SEO and PPC are often compared as though one is the “smart” channel and the other is the “fast” one. That framing is too simple to be useful. The real choice depends on timing, budget flexibility, landing page quality, m...

Annuvell Editorial Team 13 May 2026 8 min read
Prepared Pexels-style image representing the comparison between SEO and PPC campaign strategy

The Difference Between SEO and PPC and When to Use Each

SEO and PPC are often compared as though one is the “smart” channel and the other is the “fast” one. That framing is too simple to be useful. The real choice depends on timing, budget flexibility, landing page quality, measurement maturity, and whether the business needs immediate demand capture, long-term search visibility, or both.

Search engine optimisation builds visibility over time by improving how your site earns and deserves traffic. Pay-per-click advertising buys placement quickly, usually in exchange for ongoing spend and continuous management. Both can work. Both can waste money if the offer is weak, the landing page is poor, or the analytics are too thin to tell whether the traffic is worth paying for.

This article focuses on decision-making rather than channel mythology. It covers speed, cost, compounding value, testing, landing pages, analytics, and when a combined approach makes more sense than a binary choice between content marketing, SEO, and PPC.

Channel choice summary

Choose SEO when the business can invest for longer-term visibility and choose PPC when speed, demand testing, or immediate lead flow matters more; combine both when the site and measurement setup can support it.

  • SEO usually compounds more slowly but can build reusable visibility over time.
  • PPC can create traffic quickly, but only if the budget, targeting, and landing page quality support it.
  • Neither channel fixes a weak offer or poor page experience on its own.
  • Testing, analytics, and conversion tracking should shape the channel decision as much as traffic volume does.
  • Many businesses benefit from combining both once the basics are strong enough.

Speed matters, but speed means different things in each channel

PPC is fast in the sense that you can put an offer in front of searchers quickly. Once campaigns are live and approved, you can start seeing impressions, clicks, and early conversion data within days. That makes PPC useful when a business needs immediate visibility, wants to test demand, or has a time-sensitive commercial window such as a launch, event, or seasonal campaign.

SEO is slower because it depends on publishing, site quality, technical health, relevance, and trust signals building over time. You do not switch it on in a week. However, SEO is often faster at producing durable value once the groundwork is right, because the content and pages you build can keep attracting relevant traffic without the same click-by-click spend profile.

The practical mistake is treating speed as the only metric. Fast traffic is not valuable if the landing page fails, if the offer is unclear, or if nobody has set up conversion tracking well enough to see whether leads are any good.

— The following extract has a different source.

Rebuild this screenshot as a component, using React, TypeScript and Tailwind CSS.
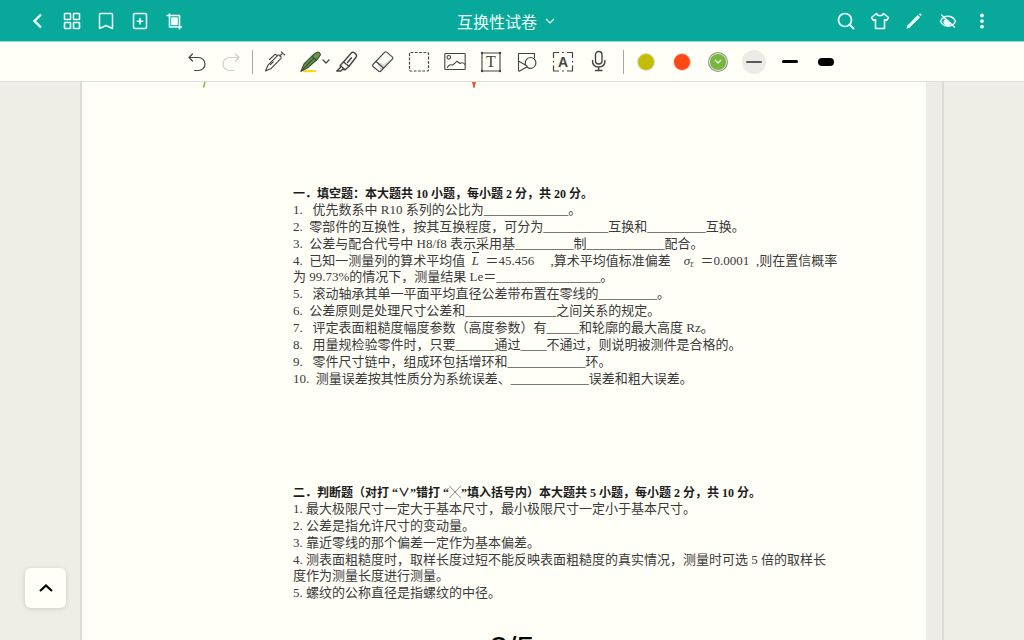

Cost works differently in SEO and PPC

PPC usually has a clearer short-term cost profile. You pay for clicks and campaign management, which means spend can rise quickly if the market is competitive. The advantage is control: you can turn campaigns up, down, or off. The risk is dependency. If the budget stops, the traffic often stops too.

SEO often feels less direct because you are paying for content, technical improvements, page restructuring, strategy, and ongoing optimisation rather than for traffic itself. That can make SEO look cheaper or more expensive depending on the business. The better question is whether the work is building reusable assets: stronger service pages, cleaner information architecture, improved Core Web Vitals, and content that serves genuine search intent.

A business should therefore think about time horizon. PPC can be easier to justify when speed is commercially critical. SEO can be easier to justify when the market rewards depth, consistency, and repeated buyer questions that can be answered well over time.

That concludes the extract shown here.